I fall back on my reporting background almost immediately, conducting these sessions like interviews. “So,” I ask one woman, uncertain where to start, “do you have any pets?” Eventually, I find myself falling into that inevitable first date trap, imagining what it might be like to spin a conversation into a relationship with one of these people.

All the standard dating factors play a role, of course—intelligence, wit, attractiveness—but now there’s a new, equally important category in play: subcultural compatibility. “What kind of geek are you?” a woman asks me early on. I hesitate for a moment and respond noncommittally, “Comics, I guess.” It’s not as popular an answer as I expected. On the female side, at least, anime fans have a healthy lead over fans of American comics. I mention Love & Rockets to one woman and am met with a blank stare.

Just ahead of me in the rotation is a writer from a popular comics blog, asking interview-style questions of each of the women, with two cameras trained on him at all times. His Batman questions seem to go over much better.

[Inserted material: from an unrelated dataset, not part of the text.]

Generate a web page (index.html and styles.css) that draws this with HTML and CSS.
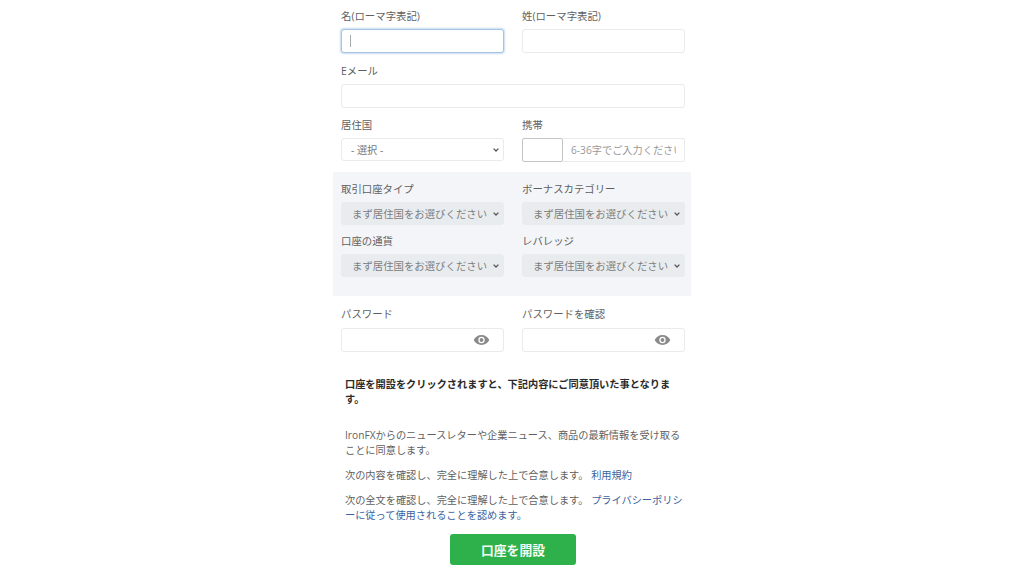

I discuss the merits of store-bought versus homemade with the woman in the Star Trek redshirt costume (she doesn’t seem to appreciate my joke about her dying off before the end of the Con). I choose my favorite New Mutants character for the lady in the Nightcrawler T-shirt (Warlock, for the record). With the woman dressed like an anime character I don’t recognize, it’s a frank discussion about the fan response to M. Night Shyamalan’s The Last Airbender adaptation (frankly, she’s shocked the director would even show his face at this convention).

The topic of Buffy comes up at least once. I respond, unwisely, by talking about The Wire. I discuss the works of Haruki Murakami with one woman and Hayao Miyazaki with another. One woman seems genuinely impressed by the fact that I’ve attended San Diego Comic-Con. Only once does the topic of what I do for a living come up.

And when it’s all over and the DJ has stopped spinning Lady Gaga, I still can’t see myself walking down the aisle to the Star Wars theme in the near future. I do, however, walk away with seven email addresses. So much for the dirty free for all.